- [WHAT THIS TASK INVOLVES] Only lines holding the word "styles" should be copied from the material.

- [ITEMS]
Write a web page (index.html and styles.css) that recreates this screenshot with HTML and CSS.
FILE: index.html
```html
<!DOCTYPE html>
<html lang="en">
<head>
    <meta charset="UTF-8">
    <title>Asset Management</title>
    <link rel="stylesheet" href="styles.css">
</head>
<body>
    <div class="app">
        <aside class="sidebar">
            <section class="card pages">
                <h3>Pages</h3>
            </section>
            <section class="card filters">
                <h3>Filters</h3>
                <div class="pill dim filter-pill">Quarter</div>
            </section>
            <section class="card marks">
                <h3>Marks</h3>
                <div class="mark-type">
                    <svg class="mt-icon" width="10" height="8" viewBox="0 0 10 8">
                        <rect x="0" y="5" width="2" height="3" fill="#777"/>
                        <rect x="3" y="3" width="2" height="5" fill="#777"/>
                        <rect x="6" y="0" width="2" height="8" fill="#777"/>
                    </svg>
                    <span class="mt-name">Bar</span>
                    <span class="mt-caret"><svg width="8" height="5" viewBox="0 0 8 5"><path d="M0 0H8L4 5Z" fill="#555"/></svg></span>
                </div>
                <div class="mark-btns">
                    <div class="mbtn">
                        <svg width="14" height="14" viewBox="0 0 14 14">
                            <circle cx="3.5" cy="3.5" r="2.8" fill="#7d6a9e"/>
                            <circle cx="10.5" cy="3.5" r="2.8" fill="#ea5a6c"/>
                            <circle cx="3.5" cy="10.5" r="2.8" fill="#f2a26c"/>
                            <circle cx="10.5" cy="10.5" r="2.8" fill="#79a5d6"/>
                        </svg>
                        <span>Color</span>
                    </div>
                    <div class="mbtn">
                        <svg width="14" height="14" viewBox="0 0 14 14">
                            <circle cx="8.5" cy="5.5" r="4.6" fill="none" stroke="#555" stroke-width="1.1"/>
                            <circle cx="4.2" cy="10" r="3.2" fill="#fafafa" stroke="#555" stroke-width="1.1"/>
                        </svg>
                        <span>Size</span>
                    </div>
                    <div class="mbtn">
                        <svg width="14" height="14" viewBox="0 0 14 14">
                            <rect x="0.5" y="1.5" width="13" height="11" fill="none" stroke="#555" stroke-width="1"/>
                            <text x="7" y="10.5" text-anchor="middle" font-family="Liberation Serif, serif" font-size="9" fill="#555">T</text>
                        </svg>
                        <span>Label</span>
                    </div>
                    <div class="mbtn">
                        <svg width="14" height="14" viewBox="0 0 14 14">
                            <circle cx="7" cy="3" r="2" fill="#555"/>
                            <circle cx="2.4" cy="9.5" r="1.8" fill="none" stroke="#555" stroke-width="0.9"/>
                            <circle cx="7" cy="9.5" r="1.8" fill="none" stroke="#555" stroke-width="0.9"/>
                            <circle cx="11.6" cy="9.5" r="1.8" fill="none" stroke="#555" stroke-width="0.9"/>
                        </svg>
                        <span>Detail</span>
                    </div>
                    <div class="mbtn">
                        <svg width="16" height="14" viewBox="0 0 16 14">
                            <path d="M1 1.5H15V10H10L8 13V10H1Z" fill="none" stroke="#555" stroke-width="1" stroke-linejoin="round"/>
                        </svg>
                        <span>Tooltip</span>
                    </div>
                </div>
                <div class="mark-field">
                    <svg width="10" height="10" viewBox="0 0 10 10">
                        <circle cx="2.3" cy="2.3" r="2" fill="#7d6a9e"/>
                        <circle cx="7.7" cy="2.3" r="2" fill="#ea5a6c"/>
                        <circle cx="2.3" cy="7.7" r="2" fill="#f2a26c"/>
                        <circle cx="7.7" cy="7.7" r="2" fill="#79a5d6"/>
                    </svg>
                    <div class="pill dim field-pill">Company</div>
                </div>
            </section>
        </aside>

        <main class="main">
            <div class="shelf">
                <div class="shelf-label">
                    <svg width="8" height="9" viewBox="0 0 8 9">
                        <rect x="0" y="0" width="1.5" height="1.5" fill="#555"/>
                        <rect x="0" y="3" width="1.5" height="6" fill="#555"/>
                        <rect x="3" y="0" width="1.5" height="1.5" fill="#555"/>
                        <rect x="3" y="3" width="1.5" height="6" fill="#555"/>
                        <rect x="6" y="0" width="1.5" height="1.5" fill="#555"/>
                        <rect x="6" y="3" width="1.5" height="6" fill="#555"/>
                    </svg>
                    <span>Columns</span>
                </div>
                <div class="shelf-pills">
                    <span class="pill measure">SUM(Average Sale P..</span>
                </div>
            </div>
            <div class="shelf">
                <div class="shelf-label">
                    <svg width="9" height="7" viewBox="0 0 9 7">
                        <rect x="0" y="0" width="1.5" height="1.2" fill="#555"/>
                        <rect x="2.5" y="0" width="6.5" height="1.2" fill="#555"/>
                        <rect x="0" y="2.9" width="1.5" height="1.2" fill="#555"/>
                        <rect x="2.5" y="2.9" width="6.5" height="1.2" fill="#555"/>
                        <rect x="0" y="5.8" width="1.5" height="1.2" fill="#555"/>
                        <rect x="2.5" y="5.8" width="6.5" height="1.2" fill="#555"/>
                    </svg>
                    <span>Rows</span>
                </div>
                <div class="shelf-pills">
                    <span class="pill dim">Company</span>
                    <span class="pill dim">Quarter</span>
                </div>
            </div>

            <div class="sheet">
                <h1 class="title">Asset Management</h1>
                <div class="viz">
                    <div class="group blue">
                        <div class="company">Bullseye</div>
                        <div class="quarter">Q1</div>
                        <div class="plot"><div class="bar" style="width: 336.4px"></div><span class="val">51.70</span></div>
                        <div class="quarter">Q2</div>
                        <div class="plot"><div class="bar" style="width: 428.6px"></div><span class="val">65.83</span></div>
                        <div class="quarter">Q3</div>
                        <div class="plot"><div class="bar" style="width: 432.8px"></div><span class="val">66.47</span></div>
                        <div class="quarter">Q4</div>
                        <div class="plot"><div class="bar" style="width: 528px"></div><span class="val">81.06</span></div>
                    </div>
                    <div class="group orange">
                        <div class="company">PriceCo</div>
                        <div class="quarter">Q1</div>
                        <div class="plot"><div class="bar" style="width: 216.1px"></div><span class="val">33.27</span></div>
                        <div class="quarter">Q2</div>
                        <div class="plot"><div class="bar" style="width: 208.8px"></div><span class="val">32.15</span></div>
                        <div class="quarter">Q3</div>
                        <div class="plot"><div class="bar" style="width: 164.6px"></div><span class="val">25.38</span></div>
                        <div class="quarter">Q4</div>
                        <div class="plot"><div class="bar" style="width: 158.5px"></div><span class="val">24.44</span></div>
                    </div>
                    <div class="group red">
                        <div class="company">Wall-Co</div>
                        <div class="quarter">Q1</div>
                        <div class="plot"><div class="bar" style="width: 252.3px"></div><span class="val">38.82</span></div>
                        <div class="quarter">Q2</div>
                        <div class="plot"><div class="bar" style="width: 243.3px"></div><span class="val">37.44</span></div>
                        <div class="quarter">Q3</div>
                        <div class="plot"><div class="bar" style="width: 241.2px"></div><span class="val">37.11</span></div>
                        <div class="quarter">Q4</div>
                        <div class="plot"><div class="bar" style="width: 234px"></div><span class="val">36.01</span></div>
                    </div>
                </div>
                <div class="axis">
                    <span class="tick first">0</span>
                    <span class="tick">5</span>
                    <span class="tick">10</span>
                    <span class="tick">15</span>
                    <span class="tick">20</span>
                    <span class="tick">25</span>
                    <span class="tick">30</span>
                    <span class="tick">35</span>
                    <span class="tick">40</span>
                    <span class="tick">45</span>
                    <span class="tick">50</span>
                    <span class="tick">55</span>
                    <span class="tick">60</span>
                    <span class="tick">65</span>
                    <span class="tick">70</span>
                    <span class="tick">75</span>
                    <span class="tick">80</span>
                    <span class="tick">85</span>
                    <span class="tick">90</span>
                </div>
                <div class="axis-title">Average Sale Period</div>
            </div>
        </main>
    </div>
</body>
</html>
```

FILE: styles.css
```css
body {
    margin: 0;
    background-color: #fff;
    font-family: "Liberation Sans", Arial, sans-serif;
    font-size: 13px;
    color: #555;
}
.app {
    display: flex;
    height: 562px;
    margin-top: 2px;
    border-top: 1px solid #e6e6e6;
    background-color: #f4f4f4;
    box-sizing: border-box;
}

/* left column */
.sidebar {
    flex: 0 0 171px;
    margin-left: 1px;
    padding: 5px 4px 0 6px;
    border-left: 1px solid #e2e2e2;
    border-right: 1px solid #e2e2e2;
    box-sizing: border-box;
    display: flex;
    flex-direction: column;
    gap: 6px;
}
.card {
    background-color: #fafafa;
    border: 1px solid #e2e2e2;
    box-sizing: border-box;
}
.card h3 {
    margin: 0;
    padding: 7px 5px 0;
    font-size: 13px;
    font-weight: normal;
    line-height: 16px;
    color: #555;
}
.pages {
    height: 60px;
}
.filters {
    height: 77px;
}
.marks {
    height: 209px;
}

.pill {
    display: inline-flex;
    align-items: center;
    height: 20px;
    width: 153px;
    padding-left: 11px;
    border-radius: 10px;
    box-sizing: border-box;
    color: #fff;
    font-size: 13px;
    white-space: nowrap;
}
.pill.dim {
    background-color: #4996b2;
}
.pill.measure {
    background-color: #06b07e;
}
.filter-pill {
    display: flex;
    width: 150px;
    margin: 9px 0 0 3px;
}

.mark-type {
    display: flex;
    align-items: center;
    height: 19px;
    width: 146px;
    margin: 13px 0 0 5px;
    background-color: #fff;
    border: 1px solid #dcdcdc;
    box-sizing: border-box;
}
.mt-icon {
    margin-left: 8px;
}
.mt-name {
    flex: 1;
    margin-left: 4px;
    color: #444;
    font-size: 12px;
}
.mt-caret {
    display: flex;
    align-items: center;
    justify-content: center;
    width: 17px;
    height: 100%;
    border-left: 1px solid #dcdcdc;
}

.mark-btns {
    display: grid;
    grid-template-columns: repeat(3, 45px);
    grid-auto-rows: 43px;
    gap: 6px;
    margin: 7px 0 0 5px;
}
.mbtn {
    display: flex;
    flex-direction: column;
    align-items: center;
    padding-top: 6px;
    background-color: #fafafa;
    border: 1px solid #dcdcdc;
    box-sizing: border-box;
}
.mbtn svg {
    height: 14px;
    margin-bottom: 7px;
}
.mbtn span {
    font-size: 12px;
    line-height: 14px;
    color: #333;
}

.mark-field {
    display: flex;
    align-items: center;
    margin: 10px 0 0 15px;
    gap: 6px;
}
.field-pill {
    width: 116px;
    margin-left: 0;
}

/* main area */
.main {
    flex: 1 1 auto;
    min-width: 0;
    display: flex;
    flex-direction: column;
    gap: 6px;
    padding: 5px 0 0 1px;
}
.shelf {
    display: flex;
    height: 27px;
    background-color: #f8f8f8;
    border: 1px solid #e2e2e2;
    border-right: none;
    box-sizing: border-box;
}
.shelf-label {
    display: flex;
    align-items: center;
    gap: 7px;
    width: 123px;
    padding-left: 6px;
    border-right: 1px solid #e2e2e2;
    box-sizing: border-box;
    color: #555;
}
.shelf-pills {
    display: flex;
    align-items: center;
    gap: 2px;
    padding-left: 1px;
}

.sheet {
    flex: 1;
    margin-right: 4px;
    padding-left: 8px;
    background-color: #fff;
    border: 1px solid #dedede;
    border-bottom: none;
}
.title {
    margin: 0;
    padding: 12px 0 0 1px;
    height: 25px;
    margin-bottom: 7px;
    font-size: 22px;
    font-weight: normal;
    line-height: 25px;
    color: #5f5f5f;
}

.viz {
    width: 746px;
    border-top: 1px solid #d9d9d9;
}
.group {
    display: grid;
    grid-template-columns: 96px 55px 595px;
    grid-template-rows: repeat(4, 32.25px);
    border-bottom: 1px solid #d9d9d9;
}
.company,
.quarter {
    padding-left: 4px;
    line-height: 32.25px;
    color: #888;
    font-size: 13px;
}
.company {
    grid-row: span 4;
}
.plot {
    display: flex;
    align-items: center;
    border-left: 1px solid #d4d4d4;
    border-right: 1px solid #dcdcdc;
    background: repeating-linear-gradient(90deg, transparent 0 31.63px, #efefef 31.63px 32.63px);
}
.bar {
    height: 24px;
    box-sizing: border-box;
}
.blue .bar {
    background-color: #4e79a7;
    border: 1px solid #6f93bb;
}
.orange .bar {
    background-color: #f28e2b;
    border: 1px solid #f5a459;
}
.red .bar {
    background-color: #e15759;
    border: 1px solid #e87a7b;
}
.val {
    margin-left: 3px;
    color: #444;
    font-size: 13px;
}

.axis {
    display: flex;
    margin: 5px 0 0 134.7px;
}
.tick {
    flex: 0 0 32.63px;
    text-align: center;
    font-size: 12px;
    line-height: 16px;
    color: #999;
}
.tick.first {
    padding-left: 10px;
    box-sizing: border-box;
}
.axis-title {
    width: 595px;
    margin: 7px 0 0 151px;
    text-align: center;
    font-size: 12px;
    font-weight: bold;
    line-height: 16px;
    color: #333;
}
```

...

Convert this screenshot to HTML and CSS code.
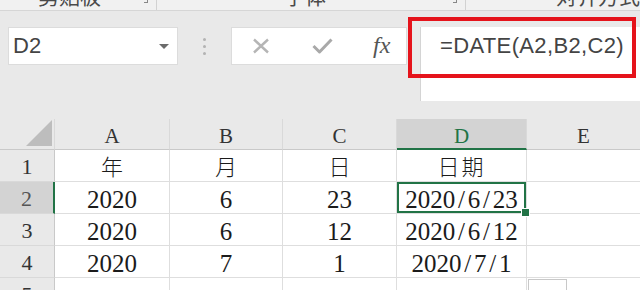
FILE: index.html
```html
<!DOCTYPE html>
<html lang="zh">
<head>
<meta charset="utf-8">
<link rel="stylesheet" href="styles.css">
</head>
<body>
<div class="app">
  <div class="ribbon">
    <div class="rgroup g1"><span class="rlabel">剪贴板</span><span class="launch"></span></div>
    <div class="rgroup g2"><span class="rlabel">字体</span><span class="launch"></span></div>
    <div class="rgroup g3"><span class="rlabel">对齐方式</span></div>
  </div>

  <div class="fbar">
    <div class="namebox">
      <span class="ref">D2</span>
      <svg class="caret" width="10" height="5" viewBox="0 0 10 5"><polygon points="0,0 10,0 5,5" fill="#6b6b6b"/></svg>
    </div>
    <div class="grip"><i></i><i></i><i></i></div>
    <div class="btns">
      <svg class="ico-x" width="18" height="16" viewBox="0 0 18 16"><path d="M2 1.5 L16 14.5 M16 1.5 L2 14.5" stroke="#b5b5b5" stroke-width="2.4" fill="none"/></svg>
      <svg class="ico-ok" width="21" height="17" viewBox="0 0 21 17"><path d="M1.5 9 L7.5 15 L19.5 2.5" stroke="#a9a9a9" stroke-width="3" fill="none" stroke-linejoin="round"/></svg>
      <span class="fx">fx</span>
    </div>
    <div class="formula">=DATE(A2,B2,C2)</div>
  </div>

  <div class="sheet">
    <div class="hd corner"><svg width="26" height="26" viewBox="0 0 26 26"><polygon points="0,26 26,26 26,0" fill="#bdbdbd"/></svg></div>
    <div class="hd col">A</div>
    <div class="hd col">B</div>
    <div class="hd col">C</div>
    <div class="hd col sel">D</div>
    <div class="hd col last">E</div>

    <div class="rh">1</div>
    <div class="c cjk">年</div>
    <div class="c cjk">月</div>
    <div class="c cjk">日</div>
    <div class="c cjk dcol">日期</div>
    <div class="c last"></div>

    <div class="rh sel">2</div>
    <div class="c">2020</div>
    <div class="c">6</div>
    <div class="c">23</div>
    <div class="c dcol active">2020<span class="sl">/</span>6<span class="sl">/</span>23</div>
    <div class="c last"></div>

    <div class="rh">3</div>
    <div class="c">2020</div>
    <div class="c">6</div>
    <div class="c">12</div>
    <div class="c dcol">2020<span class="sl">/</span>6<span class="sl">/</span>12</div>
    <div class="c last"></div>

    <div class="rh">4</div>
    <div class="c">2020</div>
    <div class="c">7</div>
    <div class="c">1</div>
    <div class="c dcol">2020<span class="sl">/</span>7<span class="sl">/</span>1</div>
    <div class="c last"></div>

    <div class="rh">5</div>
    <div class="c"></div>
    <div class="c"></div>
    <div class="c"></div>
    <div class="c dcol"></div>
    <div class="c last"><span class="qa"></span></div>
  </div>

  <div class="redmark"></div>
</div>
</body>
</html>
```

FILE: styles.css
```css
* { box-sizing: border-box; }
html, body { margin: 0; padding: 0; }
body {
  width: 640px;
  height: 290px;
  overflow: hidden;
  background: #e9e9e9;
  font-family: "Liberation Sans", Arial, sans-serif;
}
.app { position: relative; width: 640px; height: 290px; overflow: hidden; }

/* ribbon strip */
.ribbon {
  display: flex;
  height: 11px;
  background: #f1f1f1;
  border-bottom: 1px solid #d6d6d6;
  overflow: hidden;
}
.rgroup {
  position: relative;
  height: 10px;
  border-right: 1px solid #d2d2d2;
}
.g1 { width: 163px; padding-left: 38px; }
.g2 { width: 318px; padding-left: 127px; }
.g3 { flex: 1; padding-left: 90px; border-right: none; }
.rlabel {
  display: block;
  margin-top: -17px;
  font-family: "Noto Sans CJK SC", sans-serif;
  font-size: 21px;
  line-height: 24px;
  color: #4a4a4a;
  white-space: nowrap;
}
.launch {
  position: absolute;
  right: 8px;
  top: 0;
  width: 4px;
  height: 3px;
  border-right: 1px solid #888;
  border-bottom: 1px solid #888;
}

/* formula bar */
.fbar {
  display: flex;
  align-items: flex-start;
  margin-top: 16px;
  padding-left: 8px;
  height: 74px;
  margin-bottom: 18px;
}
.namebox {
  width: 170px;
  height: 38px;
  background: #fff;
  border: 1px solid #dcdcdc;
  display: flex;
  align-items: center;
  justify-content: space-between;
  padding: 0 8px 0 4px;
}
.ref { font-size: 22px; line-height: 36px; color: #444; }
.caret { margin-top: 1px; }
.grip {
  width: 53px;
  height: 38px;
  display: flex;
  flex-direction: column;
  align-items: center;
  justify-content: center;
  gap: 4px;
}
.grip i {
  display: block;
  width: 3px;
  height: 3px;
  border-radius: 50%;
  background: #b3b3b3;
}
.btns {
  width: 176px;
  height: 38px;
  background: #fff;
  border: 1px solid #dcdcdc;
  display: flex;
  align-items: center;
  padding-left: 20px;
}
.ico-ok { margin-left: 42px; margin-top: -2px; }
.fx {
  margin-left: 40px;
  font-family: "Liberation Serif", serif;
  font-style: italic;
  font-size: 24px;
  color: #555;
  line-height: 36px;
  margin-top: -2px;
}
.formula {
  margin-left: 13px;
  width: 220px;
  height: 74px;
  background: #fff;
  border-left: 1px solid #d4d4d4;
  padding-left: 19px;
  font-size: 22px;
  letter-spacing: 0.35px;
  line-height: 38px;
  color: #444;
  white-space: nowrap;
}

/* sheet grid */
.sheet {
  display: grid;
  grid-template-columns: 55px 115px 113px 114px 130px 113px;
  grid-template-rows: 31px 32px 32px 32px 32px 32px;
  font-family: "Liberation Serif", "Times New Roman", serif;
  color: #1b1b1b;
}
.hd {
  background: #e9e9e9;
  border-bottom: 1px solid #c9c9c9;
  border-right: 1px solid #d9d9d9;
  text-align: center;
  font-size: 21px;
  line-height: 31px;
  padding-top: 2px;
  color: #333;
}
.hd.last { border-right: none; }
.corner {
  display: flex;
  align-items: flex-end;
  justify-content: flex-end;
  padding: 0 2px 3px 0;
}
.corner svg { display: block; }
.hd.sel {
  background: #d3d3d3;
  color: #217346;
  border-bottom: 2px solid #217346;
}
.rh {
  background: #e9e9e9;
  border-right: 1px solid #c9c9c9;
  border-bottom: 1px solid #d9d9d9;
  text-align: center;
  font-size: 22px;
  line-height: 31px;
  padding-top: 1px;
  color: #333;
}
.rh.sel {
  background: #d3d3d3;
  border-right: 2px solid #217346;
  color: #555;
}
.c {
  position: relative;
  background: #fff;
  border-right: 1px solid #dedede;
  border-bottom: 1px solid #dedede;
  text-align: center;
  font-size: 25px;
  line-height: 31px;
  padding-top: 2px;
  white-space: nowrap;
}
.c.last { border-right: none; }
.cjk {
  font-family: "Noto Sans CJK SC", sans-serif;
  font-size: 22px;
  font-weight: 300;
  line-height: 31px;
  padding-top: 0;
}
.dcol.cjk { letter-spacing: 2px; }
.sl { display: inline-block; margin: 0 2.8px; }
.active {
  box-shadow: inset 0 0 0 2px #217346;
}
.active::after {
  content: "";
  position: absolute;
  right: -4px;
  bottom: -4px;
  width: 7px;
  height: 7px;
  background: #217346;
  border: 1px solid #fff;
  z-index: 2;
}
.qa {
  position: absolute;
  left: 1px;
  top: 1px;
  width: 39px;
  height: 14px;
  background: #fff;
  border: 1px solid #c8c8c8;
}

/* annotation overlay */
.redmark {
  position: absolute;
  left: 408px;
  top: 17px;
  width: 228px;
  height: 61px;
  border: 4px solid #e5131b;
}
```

- [WRITTEN RESPONSE]
Write a web page (index.html and styles.css) that recreates this screenshot with HTML and CSS.
    <link rel="stylesheet" href="styles.css">
FILE: styles.css
<link rel="stylesheet" href="styles.css">
FILE: styles.css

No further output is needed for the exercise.